最高経営責任者との議論のなかで生まれました。彼自身を含めたフランスの同僚たちに、いくつかのアードベッグ製品は個性が強すぎるという意見が多いというのです。だからまず僕は、彼らのような人々を新たなターゲット層に設定しました。ご存じの通り、僕は率直にいって他人から商品に注文をつけられるのは好きじゃありません。その意味では、ボスである彼が注文をつけてくる唯一の人物なのです。まず必要なのは、マーケットマネジャーたちと話し合って、ある特定の市場が好む風味を感覚として理解すること。その後はすべて任されて、内容は僕次第になります。それで例のボスとの話し合いの後に、アードベッグに4つめの定番品を加えたいという考えを理解してもらいました。長期熟成のボトルを出すという平凡な方向性もありましたが、それは現段階ではまだ可能じゃない(今言えるのはそれだけ)。ボスは新商品をかなりの数量で生産したいと伝えてきましたが、現実的に難しい数字でした。
「アン・オー」はまず4つのレシピをつくって、そこから2候補に絞り込んだそうですね。その最初の4つのレシピは、互いに似たようなものだったのですか? それともまったく違うタイプでしたか?
4つのうち、ひとつだけ変わり種がありました。でもそれは「まろやかでスムーズ」という目的に合わないとわかったんです。他の3つのレシピは、同じカスクの構成で比率を変えたものです。

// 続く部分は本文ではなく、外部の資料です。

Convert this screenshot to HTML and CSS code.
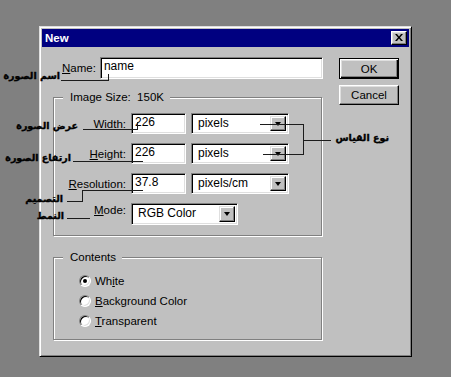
FILE: index.html
```html
<!DOCTYPE html>
<html>
<head>
    <title>New</title>
    <link rel="stylesheet" href="styles.css">
</head>
<body>
<div class="canvas">
    <div class="dialog">
        <div class="titlebar">
            <span>New</span>
            <button class="close">
                <svg width="8" height="7" viewBox="0 0 8 7"><path d="M0 0H2L4 2.4L6 0H8L5 3.5L8 7H6L4 4.6L2 7H0L3 3.5Z" fill="#000"/></svg>
            </button>
        </div>
        <div class="body">
            <div class="main">
                <div class="name-row">
                    <label><u>N</u>ame:</label>
                    <input class="field name" type="text" value="name">
                </div>

                <div class="group size">
                    <div class="group-title">Image Size:&nbsp; 150K</div>
                    <div class="rows">
                        <label><u>W</u>idth:</label>
                        <input class="field num" type="text" value="226">
                        <div class="select"><span>pixels</span><i class="arrow"></i></div>

                        <label><u>H</u>eight:</label>
                        <input class="field num" type="text" value="226">
                        <div class="select"><span>pixels</span><i class="arrow"></i></div>

                        <label><u>R</u>esolution:</label>
                        <input class="field num" type="text" value="37.8">
                        <div class="select"><span>pixels/cm</span><i class="arrow"></i></div>

                        <label><u>M</u>ode:</label>
                        <div class="select mode"><span>RGB Color</span><i class="arrow"></i></div>
                    </div>
                </div>

                <div class="group contents">
                    <div class="group-title">Contents</div>
                    <div class="radios">
                        <div class="radio-row"><span class="radio checked"></span><span>Wh<u>i</u>te</span></div>
                        <div class="radio-row"><span class="radio"></span><span><u>B</u>ackground Color</span></div>
                        <div class="radio-row"><span class="radio"></span><span><u>T</u>ransparent</span></div>
                    </div>
                </div>
            </div>

            <div class="buttons">
                <button class="btn default">OK</button>
                <button class="btn">Cancel</button>
            </div>
        </div>
    </div>

    <!-- ملاحظات الشرح -->
    <svg class="notes" width="451" height="377">
        <path d="M61 80.5H108.5V74" />
        <path d="M83 129.5H137.5V122" />
        <path d="M73 161.5H143" />
        <path d="M67 201.5H82.5V190.5H143" />
        <path d="M67 218.5H90" />
        <path d="M260 124.5H303.5V154.5H263M303.5 140.5H331" />
    </svg>
    <span class="note" style="right:391px; top:69px">اسم الصورة</span>
    <span class="note" style="right:373px; top:119px">عرض الصورة</span>
    <span class="note" style="right:380px; top:151px">ارتفاع الصورة</span>
    <span class="note" style="right:388px; top:192px">التصميم</span>
    <span class="note" style="right:387px; top:209px">النمط</span>
    <span class="note" style="right:62px; top:131px">نوع القياس</span>
</div>
</body>
</html>
```

FILE: styles.css
```css
/* Estilo general */
* {
    box-sizing: border-box;
}
body {
    margin: 0;
    background-color: #808080;
    font-family: "Liberation Sans", Arial, sans-serif;
    font-size: 11.5px;
    color: #000;
}
.canvas {
    position: relative;
    width: 451px;
    height: 377px;
    overflow: hidden;
    padding: 26px 0 0 39px;
}

/* ventana */
.dialog {
    width: 373px;
    height: 331px;
    background-color: #c0c0c0;
    border: 1px solid;
    border-color: #dfdfdf #000 #000 #dfdfdf;
    box-shadow: inset 1px 1px #fff, inset -1px -1px #808080;
    padding: 2px;
}
.titlebar {
    height: 18px;
    background-color: #000080;
    color: #fff;
    font-weight: bold;
    line-height: 13px;
    display: flex;
    align-items: center;
    justify-content: space-between;
    padding: 0 2px 0 3px;
}
.close {
    width: 16px;
    height: 14px;
    padding: 0;
    background-color: #c0c0c0;
    border: 1px solid;
    border-color: #fff #000 #000 #fff;
    box-shadow: inset -1px -1px #808080, inset 1px 1px #dfdfdf;
    display: flex;
    align-items: center;
    justify-content: center;
}
.close svg {
    display: block;
    margin: 0 0 1px 0;
}

.body {
    display: flex;
    gap: 16px;
    padding: 10px 0 0 11px;
}
.main {
    width: 270px;
}
.name-row {
    display: flex;
    align-items: center;
    gap: 4px;
    padding-left: 9px;
    line-height: 13px;
}

/* campos */
.field {
    font-family: inherit;
    font-size: 12px;
    line-height: 14px;
    color: #000;
    background-color: #fff;
    border: 1px solid;
    border-color: #808080 #fff #fff #808080;
    box-shadow: inset 1px 1px #000, inset -1px -1px #dfdfdf;
    padding: 0 2px 4px 3px;
    margin: 0;
    outline: none;
}
.field.name {
    width: 223px;
    height: 22px;
    padding-left: 3px;
}
.field.num {
    width: 55px;
    height: 21px;
}
.select {
    width: 98px;
    height: 21px;
    background-color: #fff;
    border: 1px solid;
    border-color: #808080 #fff #fff #808080;
    box-shadow: inset 1px 1px #000, inset -1px -1px #dfdfdf;
    padding: 2px;
    display: flex;
    font-size: 12px;
    line-height: 14px;
}
.select span {
    flex: 1;
    padding-left: 4px;
}
.select.mode {
    grid-column: span 2;
    width: 107px;
    height: 22px;
}
.arrow {
    width: 16px;
    background-color: #c0c0c0;
    border: 1px solid;
    border-color: #dfdfdf #000 #000 #dfdfdf;
    box-shadow: inset -1px -1px #808080, inset 1px 1px #fff;
    display: flex;
    align-items: center;
    justify-content: center;
}
.arrow::after {
    content: "";
    border-left: 3.5px solid transparent;
    border-right: 3.5px solid transparent;
    border-top: 4px solid #000;
}

/* grupos */
.group {
    border: 1px solid #808080;
    box-shadow: inset 1px 1px #fff, 1px 1px #fff;
    width: 269px;
}
.group-title {
    width: fit-content;
    margin: -7px 0 0 9px;
    padding: 0 6px 0 7px;
    background-color: #c0c0c0;
    line-height: 13px;
}
.size {
    margin-top: 18px;
    padding-bottom: 11px;
}
.rows {
    display: grid;
    grid-template-columns: 72px 55px 98px;
    grid-auto-rows: 21px;
    column-gap: 5px;
    row-gap: 9px;
    margin-top: 9px;
    align-items: center;
    line-height: 13px;
}
.rows > :nth-last-child(-n+2) {
    align-self: start;
}
.rows label {
    text-align: right;
    padding-top: 1px;
}
.contents {
    margin-top: 21px;
    padding-bottom: 8px;
}
.radios {
    margin-top: 7px;
}
.radio-row {
    height: 20px;
    display: flex;
    align-items: center;
    gap: 4px;
    padding-left: 25px;
    line-height: 13px;
}
.radio {
    width: 12px;
    height: 12px;
    border-radius: 50%;
    background-color: #fff;
    border: 1px solid;
    border-color: #808080 #fff #fff #808080;
    box-shadow: inset 1px 1px #000, inset -1px -1px #dfdfdf;
    display: flex;
    align-items: center;
    justify-content: center;
}
.radio.checked::after {
    content: "";
    width: 4px;
    height: 4px;
    border-radius: 50%;
    background-color: #000;
}

/* botones */
.buttons {
    display: flex;
    flex-direction: column;
    padding-top: 1px;
}
.btn {
    width: 60px;
    height: 20px;
    padding: 0;
    font-family: inherit;
    font-size: 11.5px;
    color: #000;
    background-color: #c0c0c0;
    border: 1px solid;
    border-color: #fff #000 #000 #fff;
    box-shadow: inset -1px -1px #808080, inset 1px 1px #dfdfdf;
}
.btn.default {
    height: 21px;
    border-color: #000;
    box-shadow: inset 1px 1px #fff, inset -1px -1px #000, inset -2px -2px #808080, inset 2px 2px #dfdfdf;
    margin-bottom: 6px;
}

/* notas */
.notes {
    position: absolute;
    left: 0;
    top: 0;
    pointer-events: none;
}
.notes path {
    fill: none;
    stroke: #1c1c1c;
    stroke-width: 1;
    shape-rendering: crispEdges;
}
.note {
    position: absolute;
    font-family: "DejaVu Sans", sans-serif;
    font-weight: bold;
    font-size: 9.5px;
    line-height: 14px;
    direction: rtl;
    white-space: nowrap;
    color: #000;
    -webkit-text-stroke: 0.35px #000;
}
```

「アン・オー」のレシピには、「ケルピー」に使用したロシア産のカスクも含まれていますか?
今のところは含まれていません。今後も含まれるかどうかはわかりません。あれは「ブラックシーオーク」の新樽なので、引き続き様子を見るために新しいスピリッツをリフィルしました。今後のヴァッティング要素に加えることを完全には否定できませんが、ファーストフィルと同じような特徴ならば、「アン・オー」には向かないと判断するでしょう。
「アン・オー」に使用したヴァッティングタンは、どんなサイズなのでしょうか?
写真があればいいのですが、まず「マリーイングヴァット」と呼んでいるヴァットが中心にあります。マーケット用語では「ギャザリングヴァット」と呼ばれるのですが、僕たちはマリーイングという用語を使います。このヴァットが約35,000バルクリッター。現在はそれに加えて16,000リッターの「フィーダーヴァット」が2槽あり、あと3槽のフィーダーヴァットが追加される予定です。上から見ると、真ん中のマリーイングヴァットを花びらのようにフィーダーヴァットが囲む感じ。ビジター用に台を設置して、実際に見学できるようになります。
そのヴァットはフレンチオーク製ですか?
フレンチオークを使用しています。オーク自体はフレーバーに影響を与えるものではありません。ここで後熟効果を加えるのも僕の意図するところではない。自分自身の経験と、偉大なるジム・スワンら信頼できる数人のアドバイスを参考にして、フレンチオーク製が最良の選択であろうと判断したのです。多孔質なので、たぶんウイスキーが呼吸できるだろうという考えもあります。「本当に呼吸なんかするの?」と真顔で聞かれても、真相はわかりませんよ。とにかくこれが望ましい素材だと思ったのです。ポルトガルで使用されてきた古いワインタンの樽材から造られています。内部もきれいに洗い出したのでワインの残留物もないし、フレンチオークが熟成に及ぼす影響も皆無です。
ウイスキーはそのヴァットで3カ月熟成されるのですね?
大きなヴァットに最低3カ月です。
マリーイングの前後でウイスキーを比較されたことと思います。はっきりとわかる違いはありますか?
僕には本当に大きな違いが感じられます。マリーイングの前でもかなり良かったし、自分の好みでもあるのですが、最終的な商品が持っているシルキーな舌触りに欠けているんです。